Gordon Lafer started his political work as an economic policy analyst in the Office of the Mayor in New York City under Mayor Ed Koch.
He was one of the leaders of the Graduate Employees and Students Organization at Yale, which was on strike several times in the 1990s.
Lafer served as Research and Communications Director for the Federation of University Employees at Yale.
He ran a hotel workers' campaign with the International Longshore and Warehouse Union, Local 142, in Hawaii, and wrote about the campaign in the magazine Dissent.
At the University of Oregon, Lafer and mathematician Marie A. Vitulli led an effort to unionize faculty at the University of Oregon beginning in the spring of 2007. This effort eventually led to the formation of the United Academics at the University of Oregon.
He worked for ILWU Local 142, helping coordinate the boycott of the Pacific Beach Hotel, which was found guilty of multiple labor law violations in federal court. After a ten-year struggle, the hotel unionized in 2013.
Lafer has served as Senior Labor Policy Advisor for the U.S. House of Representatives' Committee on Education and the Workforce, a position that made him the top congressional staff member responsible for upholding labor standards in international trade treaties, and he has been called to testify as an expert witness before multiple state legislatures. He was the primary Congressional staff person responsible for the Local Jobs for America Act, a bill that would have created one million decently-paid jobs and restored essential public services that were cut during the Great Recession. The bill was introduced by Rep. George Miller, chair of the United States House Committee on Education and the Workforce, but never became law.

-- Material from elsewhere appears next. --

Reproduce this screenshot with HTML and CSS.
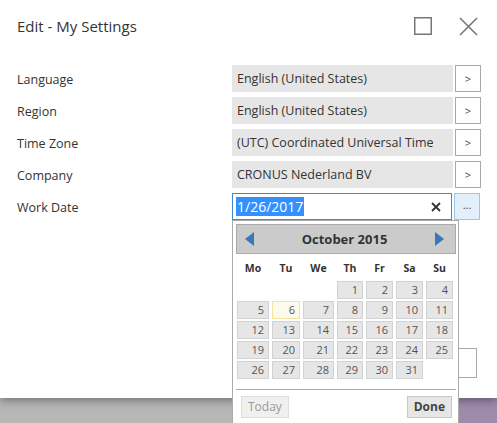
FILE: index.html
```html
<html>
<head>
	<meta http-equiv="content-type" content="text/html;charset=utf-8">
	<title>Edit - My Settings</title>
	<link rel="stylesheet" href="styles.css">
</head>
<body>
	<div class="dialog">
		<div class="titlebar">
			<span class="title">Edit - My Settings</span>
			<span class="winbtns">
				<svg class="max" width="18" height="18" viewBox="0 0 18 18"><rect x="0.75" y="0.75" width="16.5" height="16.5" fill="none" stroke="#777" stroke-width="1.5"/></svg>
				<svg class="close" width="19" height="19" viewBox="0 0 19 19"><path d="M1 1 L18 18 M18 1 L1 18" stroke="#777" stroke-width="1.6" fill="none"/></svg>
			</span>
		</div>

		<div class="form">
			<div class="row">
				<span class="label">Language</span>
				<div class="field">English (United States)</div>
				<span class="lookup">&gt;</span>
			</div>
			<div class="row">
				<span class="label">Region</span>
				<div class="field">English (United States)</div>
				<span class="lookup">&gt;</span>
			</div>
			<div class="row">
				<span class="label">Time Zone</span>
				<div class="field">(UTC) Coordinated Universal Time</div>
				<span class="lookup">&gt;</span>
			</div>
			<div class="row">
				<span class="label">Company</span>
				<div class="field">CRONUS Nederland BV</div>
				<span class="lookup">&gt;</span>
			</div>
			<div class="row">
				<span class="label">Work Date</span>
				<div class="field date">
					<span class="sel">1/26/2017</span>
					<svg class="clear" width="10" height="10" viewBox="0 0 10 10"><path d="M1 1 L9 9 M9 1 L1 9" stroke="#333" stroke-width="1.8" fill="none"/></svg>
				</div>
				<span class="lookup dots">...</span>
			</div>
		</div>

		<div class="footer">
			<span class="btn">OK</span>
			<span class="btn">Cancel</span>
		</div>
	</div>

	<div class="backdrop">
		<div class="page-gray"></div>
		<div class="page-purple"></div>
	</div>

	<div class="calendar">
		<div class="cal-head">
			<svg width="9" height="14" viewBox="0 0 9 14"><polygon points="0,7 9,0 9,14" fill="#3a78b8"/></svg>
			<span class="month">October 2015</span>
			<svg width="9" height="14" viewBox="0 0 9 14"><polygon points="9,7 0,0 0,14" fill="#3a78b8"/></svg>
		</div>
		<div class="cal-grid names">
			<span>Mo</span><span>Tu</span><span>We</span><span>Th</span><span>Fr</span><span>Sa</span><span>Su</span>
		</div>
		<div class="cal-grid days">
			<span class="empty"></span><span class="empty"></span><span class="empty"></span>
			<span class="day">1</span><span class="day">2</span><span class="day">3</span><span class="day">4</span>
			<span class="day">5</span><span class="day today">6</span><span class="day">7</span><span class="day">8</span><span class="day">9</span><span class="day">10</span><span class="day">11</span>
			<span class="day">12</span><span class="day">13</span><span class="day">14</span><span class="day">15</span><span class="day">16</span><span class="day">17</span><span class="day">18</span>
			<span class="day">19</span><span class="day">20</span><span class="day">21</span><span class="day">22</span><span class="day">23</span><span class="day">24</span><span class="day">25</span>
			<span class="day">26</span><span class="day">27</span><span class="day">28</span><span class="day">29</span><span class="day">30</span><span class="day">31</span>
		</div>
		<div class="cal-foot">
			<span class="cbtn today-btn">Today</span>
			<span class="cbtn done-btn">Done</span>
		</div>
	</div>
</body>
</html>
```

FILE: styles.css
```css
body{
	margin:0;
	padding:0;
	width:497px;
	height:423px;
	overflow:hidden;
	background:#b7b7b7;
	font-family:"Open Sans","Noto Sans",sans-serif;
	color:#333;
	position:relative;
}

.dialog{
	height:398px;
	background:white;
	display:flex;
	flex-direction:column;
	position:relative;
	z-index:2;
	box-shadow:0 3px 8px rgba(0,0,0,0.35);
}

.titlebar{
	height:52px;
	display:flex;
	align-items:center;
	justify-content:space-between;
	padding:0 19px 0 17px;
}
.title{
	font-size:15px;
	color:#333;
}
.winbtns{
	display:flex;
	align-items:center;
	gap:27px;
}

.form{
	padding-top:13px;
	display:flex;
	flex-direction:column;
	gap:5px;
}
.row{
	display:flex;
	align-items:center;
	height:27px;
	padding-left:17px;
	font-size:12.5px;
}
.label{
	width:215px;
	padding-top:1px;
}
.field{
	width:216px;
	height:27px;
	line-height:27px;
	padding-left:5px;
	background:#e6e6e6;
	white-space:nowrap;
	overflow:hidden;
}
.lookup{
	width:24px;
	height:25px;
	margin-left:2px;
	border:1px solid #a8a8a8;
	background:white;
	text-align:center;
	line-height:25px;
	font-size:11px;
	color:#444;
}

.field.date{
	width:215px;
	height:25px;
	padding-left:3px;
	padding-right:0;
	background:white;
	border:1px solid #3d8ad0;
	display:flex;
	align-items:center;
	justify-content:space-between;
}
.sel{
	background:#3390ff;
	color:white;
	font-size:14px;
	line-height:19px;
	padding:0 1px;
}
.clear{
	margin-right:10px;
}
.lookup.dots{
	background:#e3f0fb;
	border-color:#9ac7ec;
	line-height:22px;
}

.footer{
	margin-top:auto;
	padding:0 20px 20px 0;
	display:flex;
	justify-content:flex-end;
	gap:8px;
}
.btn{
	height:28px;
	line-height:28px;
	min-width:60px;
	padding:0 15px 0 14px;
	border:1px solid #a8a8a8;
	font-size:13px;
	text-align:center;
}

.backdrop{
	height:25px;
	display:flex;
}
.page-gray{
	width:459px;
	background:#b7b7b7;
}
.page-purple{
	flex:1;
	background:#9e8aab;
}

/* date picker popup */
.calendar{
	position:absolute;
	left:232px;
	top:220px;
	z-index:5;
	width:220px;
	height:210px;
	padding:3px 2px 0 3px;
	background:white;
	border:1px solid #aaa;
}
.cal-head{
	height:28px;
	background:#cbcbcb;
	border:1px solid #aaa;
	display:flex;
	align-items:center;
	justify-content:space-between;
	padding:0 11px 0 8px;
}
.month{
	font-weight:bold;
	font-size:13px;
	color:#333;
}
.cal-grid{
	display:grid;
	grid-template-columns:32px 28px 31px 26px 27px 27px 27px;
	column-gap:3px;
	margin-left:1px;
}
.names{
	margin-top:4px;
	height:20px;
	line-height:20px;
	font-size:10.5px;
	font-weight:bold;
	text-align:center;
}
.days{
	margin-top:3px;
	row-gap:2px;
}
.day{
	height:16px;
	line-height:16px;
	background:#e6e6e6;
	border:1px solid #d2d2d2;
	text-align:right;
	padding-right:4px;
	font-size:11px;
	color:#555;
}
.day.today{
	background:#fcfaeb;
	border-color:#f3e3a2;
}
.cal-foot{
	margin-top:10px;
	border-top:1px solid #aaa;
	padding:6px 4px 0 5px;
	display:flex;
	justify-content:space-between;
}
.cbtn{
	height:20px;
	line-height:20px;
	padding:0 6px;
	font-size:12px;
	border:1px solid #d2d2d2;
}
.today-btn{
	background:#f0f0f0;
	color:#999;
	border-color:#ddd;
}
.done-btn{
	background:#e6e6e6;
	font-weight:bold;
	color:#444;
	border-color:#c8c8c8;
}
```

Lafer is a member of the Scholars' Advisory Council of in the Public Interest, a research and policy center promoting democratic control of public goods and services.
He is the founding co-chair of the American Political Science Association's Labor Project, and serves on the board of directors of the Shalom Hartman Institute, a pluralistic center of research and education deepening and elevating the quality of Jewish life in Israel and around the world.

Works

Lafer's work has appeared in The Nation and U.S. News & World Report and has been featured in The Washington Post, The New York Times, Fortune magazine, and other publications.
He is currently an associate professor in the Labor Education & Research Center at the University of Oregon and a research associate of the Economic Policy Institute.
Lafer's 2017 book is The One Percent Solution: How Corporations Are Remaking America One State at a Time.